[start of Records supplied]

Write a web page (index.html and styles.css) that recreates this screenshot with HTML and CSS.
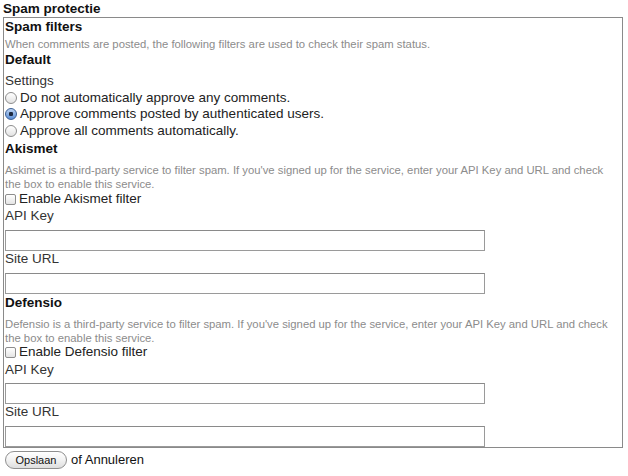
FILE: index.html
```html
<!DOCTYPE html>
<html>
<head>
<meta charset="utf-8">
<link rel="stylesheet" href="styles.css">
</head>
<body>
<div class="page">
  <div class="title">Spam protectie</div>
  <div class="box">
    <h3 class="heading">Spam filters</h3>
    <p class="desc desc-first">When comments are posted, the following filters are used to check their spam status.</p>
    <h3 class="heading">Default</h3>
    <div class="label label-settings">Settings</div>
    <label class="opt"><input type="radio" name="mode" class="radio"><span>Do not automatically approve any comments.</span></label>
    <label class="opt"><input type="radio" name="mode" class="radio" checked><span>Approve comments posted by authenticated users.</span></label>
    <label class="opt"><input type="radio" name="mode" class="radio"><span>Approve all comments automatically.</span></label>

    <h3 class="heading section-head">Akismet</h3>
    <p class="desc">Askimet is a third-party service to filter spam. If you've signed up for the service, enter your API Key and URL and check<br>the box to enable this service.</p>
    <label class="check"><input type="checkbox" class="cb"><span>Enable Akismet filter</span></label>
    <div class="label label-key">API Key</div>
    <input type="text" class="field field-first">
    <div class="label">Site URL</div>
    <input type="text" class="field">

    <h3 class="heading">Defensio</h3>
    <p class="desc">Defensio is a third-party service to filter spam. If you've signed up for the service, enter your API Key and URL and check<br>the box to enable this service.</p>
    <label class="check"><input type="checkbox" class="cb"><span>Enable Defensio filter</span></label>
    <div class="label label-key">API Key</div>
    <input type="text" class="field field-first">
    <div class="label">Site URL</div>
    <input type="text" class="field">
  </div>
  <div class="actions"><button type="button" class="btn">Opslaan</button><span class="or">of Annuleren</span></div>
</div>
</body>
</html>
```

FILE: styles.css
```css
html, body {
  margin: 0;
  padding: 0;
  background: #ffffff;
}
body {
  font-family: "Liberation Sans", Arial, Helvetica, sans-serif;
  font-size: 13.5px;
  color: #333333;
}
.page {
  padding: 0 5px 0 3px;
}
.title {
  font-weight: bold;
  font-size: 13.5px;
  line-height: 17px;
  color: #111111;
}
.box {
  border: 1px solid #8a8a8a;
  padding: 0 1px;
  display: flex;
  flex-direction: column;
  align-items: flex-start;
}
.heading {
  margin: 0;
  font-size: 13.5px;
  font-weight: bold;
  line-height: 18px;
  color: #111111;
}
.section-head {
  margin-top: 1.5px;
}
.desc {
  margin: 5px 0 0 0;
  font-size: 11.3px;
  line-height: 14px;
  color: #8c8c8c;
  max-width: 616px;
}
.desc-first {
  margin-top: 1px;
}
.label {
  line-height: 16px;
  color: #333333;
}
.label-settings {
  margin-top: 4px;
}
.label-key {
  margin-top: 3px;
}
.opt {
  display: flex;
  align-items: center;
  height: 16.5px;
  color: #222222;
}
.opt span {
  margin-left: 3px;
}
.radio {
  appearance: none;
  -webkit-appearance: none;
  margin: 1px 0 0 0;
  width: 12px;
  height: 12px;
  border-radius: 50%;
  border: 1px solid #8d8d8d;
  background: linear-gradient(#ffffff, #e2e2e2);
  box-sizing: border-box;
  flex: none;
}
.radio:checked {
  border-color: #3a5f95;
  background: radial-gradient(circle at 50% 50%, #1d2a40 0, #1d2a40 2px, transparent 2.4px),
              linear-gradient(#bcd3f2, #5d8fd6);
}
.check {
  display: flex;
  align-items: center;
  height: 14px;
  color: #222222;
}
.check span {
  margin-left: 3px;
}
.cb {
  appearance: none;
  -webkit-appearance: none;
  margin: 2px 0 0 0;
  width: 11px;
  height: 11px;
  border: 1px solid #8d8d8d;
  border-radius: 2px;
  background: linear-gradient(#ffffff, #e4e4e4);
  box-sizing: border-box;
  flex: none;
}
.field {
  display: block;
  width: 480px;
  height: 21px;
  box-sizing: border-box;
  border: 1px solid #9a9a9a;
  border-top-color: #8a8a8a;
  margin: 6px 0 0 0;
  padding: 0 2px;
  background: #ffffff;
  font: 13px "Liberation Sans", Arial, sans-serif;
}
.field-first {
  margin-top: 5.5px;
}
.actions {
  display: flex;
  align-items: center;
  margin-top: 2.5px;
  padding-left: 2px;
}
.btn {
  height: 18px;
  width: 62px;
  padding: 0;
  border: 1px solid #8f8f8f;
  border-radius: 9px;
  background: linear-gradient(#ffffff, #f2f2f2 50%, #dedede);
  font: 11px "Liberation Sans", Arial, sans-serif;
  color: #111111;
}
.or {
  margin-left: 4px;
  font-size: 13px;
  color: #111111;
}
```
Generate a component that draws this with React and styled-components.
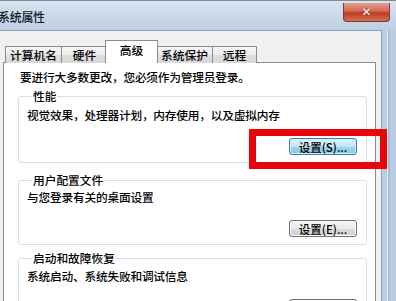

[end of Records supplied]

Stated goal: Reproduce each line of the material containing the word "this".

Problem solution:
Write a web page (index.html and styles.css) that recreates this screenshot with HTML and CSS.
    <p class="desc">Askimet is a third-party service to filter spam. If you've signed up for the service, enter your API Key and URL and check<br>the box to enable this service.</p>
    <p class="desc">Defensio is a third-party service to filter spam. If you've signed up for the service, enter your API Key and URL and check<br>the box to enable this service.</p>
Generate a component that draws this with React and styled-components.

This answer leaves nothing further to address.